## Dataset extract
▼

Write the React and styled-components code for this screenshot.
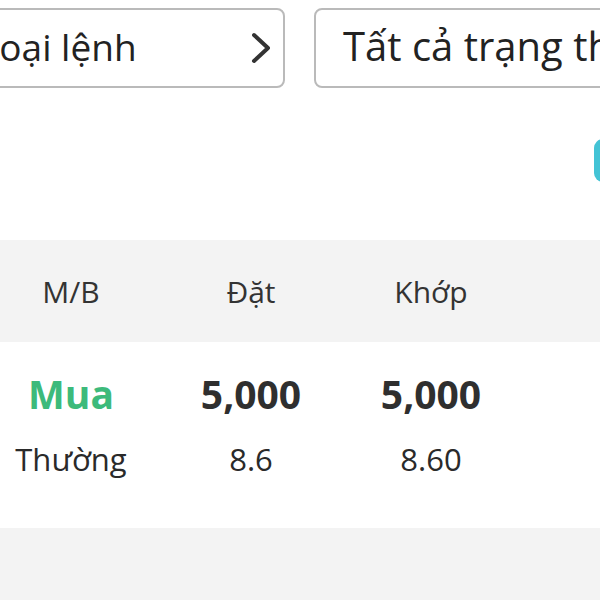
import React from "react";
import styled, { createGlobalStyle } from "styled-components";

const GlobalStyle = createGlobalStyle`
  html, body {
    margin: 0;
    padding: 0;
    background: #ffffff;
    overflow: hidden;
  }
  body {
    font-family: "Open Sans", "Noto Sans", sans-serif;
    color: #2a2a2a;
  }
`;

const Page = styled.div`
  width: 600px;
  height: 600px;
  overflow: hidden;
  background: #ffffff;
`;

const FilterBar = styled.div`
  display: flex;
  gap: 29px;
  padding-top: 8px;
  margin-left: -50px;
`;

const SelectBox = styled.div`
  flex: none;
  box-sizing: border-box;
  width: ${(p) => p.$w}px;
  height: 80px;
  border: 2px solid #bababa;
  border-radius: 8px;
  display: flex;
  align-items: center;
  justify-content: space-between;
  padding: 0 11px 0 ${(p) => p.$pl || 28}px;
  font-size: ${(p) => p.$size || 37}px;
  color: #222;
  white-space: nowrap;
  overflow: hidden;
`;

const SelectLabel = styled.span`
  line-height: 1;
  padding-bottom: 4px;
`;

const Chevron = styled.svg`
  flex: none;
  width: 22px;
  height: 32px;
`;

const Toolbar = styled.div`
  height: 152px;
  display: flex;
  justify-content: flex-end;
  align-items: flex-start;
`;

const TealTab = styled.div`
  width: 40px;
  height: 43px;
  margin-top: 51px;
  margin-right: -34px;
  background: #43c3d5;
  border-radius: 9px;
`;

const Band = styled.div`
  background: ${(p) => (p.$gray ? "#f3f3f3" : "#ffffff")};
  height: ${(p) => p.$h}px;
`;

const Grid = styled.div`
  display: grid;
  grid-template-columns: repeat(4, 180px);
  margin-left: -19px;
  height: 100%;
`;

const HeadCell = styled.div`
  text-align: center;
  font-size: 30px;
  line-height: 102px;
  padding-top: 1px;
  color: #333;
`;

const BodyCell = styled.div`
  display: flex;
  flex-direction: column;
  align-items: center;
  padding-top: 26px;
  gap: 18px;
`;

const Primary = styled.div`
  font-size: 39px;
  font-weight: 700;
  line-height: 52px;
  color: ${(p) => p.$color || "#2f2f2f"};
`;

const Secondary = styled.div`
  font-size: 31px;
  line-height: 42px;
  color: #2a2a2a;
`;

const rows = [
  { a: "Mua", aColor: "#3dba7b", b: "Thường" },
  { a: "5,000", b: "8.6" },
  { a: "5,000", b: "8.60" },
];

export default function App() {
  return (
    <Page>
      <GlobalStyle />
      <FilterBar>
        <SelectBox $w={335}>
          <SelectLabel>Loại lệnh</SelectLabel>
          <Chevron viewBox="0 0 22 32">
            <polyline
              points="4,3 18,16 4,29"
              fill="none"
              stroke="#333"
              strokeWidth="4"
              strokeLinecap="round"
              strokeLinejoin="round"
            />
          </Chevron>
        </SelectBox>
        <SelectBox $w={340} $size={40} $pl={27}>
          <SelectLabel>Tất cả trạng thái</SelectLabel>
        </SelectBox>
      </FilterBar>
      <Toolbar>
        <TealTab />
      </Toolbar>
      <Band $gray $h={102}>
        <Grid>
          <HeadCell>M/B</HeadCell>
          <HeadCell>Đặt</HeadCell>
          <HeadCell>Khớp</HeadCell>
          <HeadCell />
        </Grid>
      </Band>
      <Band $h={186}>
        <Grid>
          {rows.map((r, i) => (
            <BodyCell key={i}>
              <Primary $color={r.aColor}>{r.a}</Primary>
              <Secondary>{r.b}</Secondary>
            </BodyCell>
          ))}
        </Grid>
      </Band>
      <Band $gray $h={72} />
    </Page>
  );
}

▲

## Instruction
Return the material exactly as given, apart from the pictures.

## The result
Write the React and styled-components code for this screenshot.
import React from "react";
import styled, { createGlobalStyle } from "styled-components";

const GlobalStyle = createGlobalStyle`
  html, body {
    margin: 0;
    padding: 0;
    background: #ffffff;
    overflow: hidden;
  }
  body {
    font-family: "Open Sans", "Noto Sans", sans-serif;
    color: #2a2a2a;
  }
`;

const Page = styled.div`
  width: 600px;
  height: 600px;
  overflow: hidden;
  background: #ffffff;
`;

const FilterBar = styled.div`
  display: flex;
  gap: 29px;
  padding-top: 8px;
  margin-left: -50px;
`;

const SelectBox = styled.div`
  flex: none;
  box-sizing: border-box;
  width: ${(p) => p.$w}px;
  height: 80px;
  border: 2px solid #bababa;
  border-radius: 8px;
  display: flex;
  align-items: center;
  justify-content: space-between;
  padding: 0 11px 0 ${(p) => p.$pl || 28}px;
  font-size: ${(p) => p.$size || 37}px;
  color: #222;
  white-space: nowrap;
  overflow: hidden;
`;

const SelectLabel = styled.span`
  line-height: 1;
  padding-bottom: 4px;
`;

const Chevron = styled.svg`
  flex: none;
  width: 22px;
  height: 32px;
`;

const Toolbar = styled.div`
  height: 152px;
  display: flex;
  justify-content: flex-end;
  align-items: flex-start;
`;

const TealTab = styled.div`
  width: 40px;
  height: 43px;
  margin-top: 51px;
  margin-right: -34px;
  background: #43c3d5;
  border-radius: 9px;
`;

const Band = styled.div`
  background: ${(p) => (p.$gray ? "#f3f3f3" : "#ffffff")};
  height: ${(p) => p.$h}px;
`;

const Grid = styled.div`
  display: grid;
  grid-template-columns: repeat(4, 180px);
  margin-left: -19px;
  height: 100%;
`;

const HeadCell = styled.div`
  text-align: center;
  font-size: 30px;
  line-height: 102px;
  padding-top: 1px;
  color: #333;
`;

const BodyCell = styled.div`
  display: flex;
  flex-direction: column;
  align-items: center;
  padding-top: 26px;
  gap: 18px;
`;

const Primary = styled.div`
  font-size: 39px;
  font-weight: 700;
  line-height: 52px;
  color: ${(p) => p.$color || "#2f2f2f"};
`;

const Secondary = styled.div`
  font-size: 31px;
  line-height: 42px;
  color: #2a2a2a;
`;

const rows = [
  { a: "Mua", aColor: "#3dba7b", b: "Thường" },
  { a: "5,000", b: "8.6" },
  { a: "5,000", b: "8.60" },
];

export default function App() {
  return (
    <Page>
      <GlobalStyle />
      <FilterBar>
        <SelectBox $w={335}>
          <SelectLabel>Loại lệnh</SelectLabel>
          <Chevron viewBox="0 0 22 32">
            <polyline
              points="4,3 18,16 4,29"
              fill="none"
              stroke="#333"
              strokeWidth="4"
              strokeLinecap="round"
              strokeLinejoin="round"
            />
          </Chevron>
        </SelectBox>
        <SelectBox $w={340} $size={40} $pl={27}>
          <SelectLabel>Tất cả trạng thái</SelectLabel>
        </SelectBox>
      </FilterBar>
      <Toolbar>
        <TealTab />
      </Toolbar>
      <Band $gray $h={102}>
        <Grid>
          <HeadCell>M/B</HeadCell>
          <HeadCell>Đặt</HeadCell>
          <HeadCell>Khớp</HeadCell>
          <HeadCell />
        </Grid>
      </Band>
      <Band $h={186}>
        <Grid>
          {rows.map((r, i) => (
            <BodyCell key={i}>
              <Primary $color={r.aColor}>{r.a}</Primary>
              <Secondary>{r.b}</Secondary>
            </BodyCell>
          ))}
        </Grid>
      </Band>
      <Band $gray $h={72} />
    </Page>
  );
}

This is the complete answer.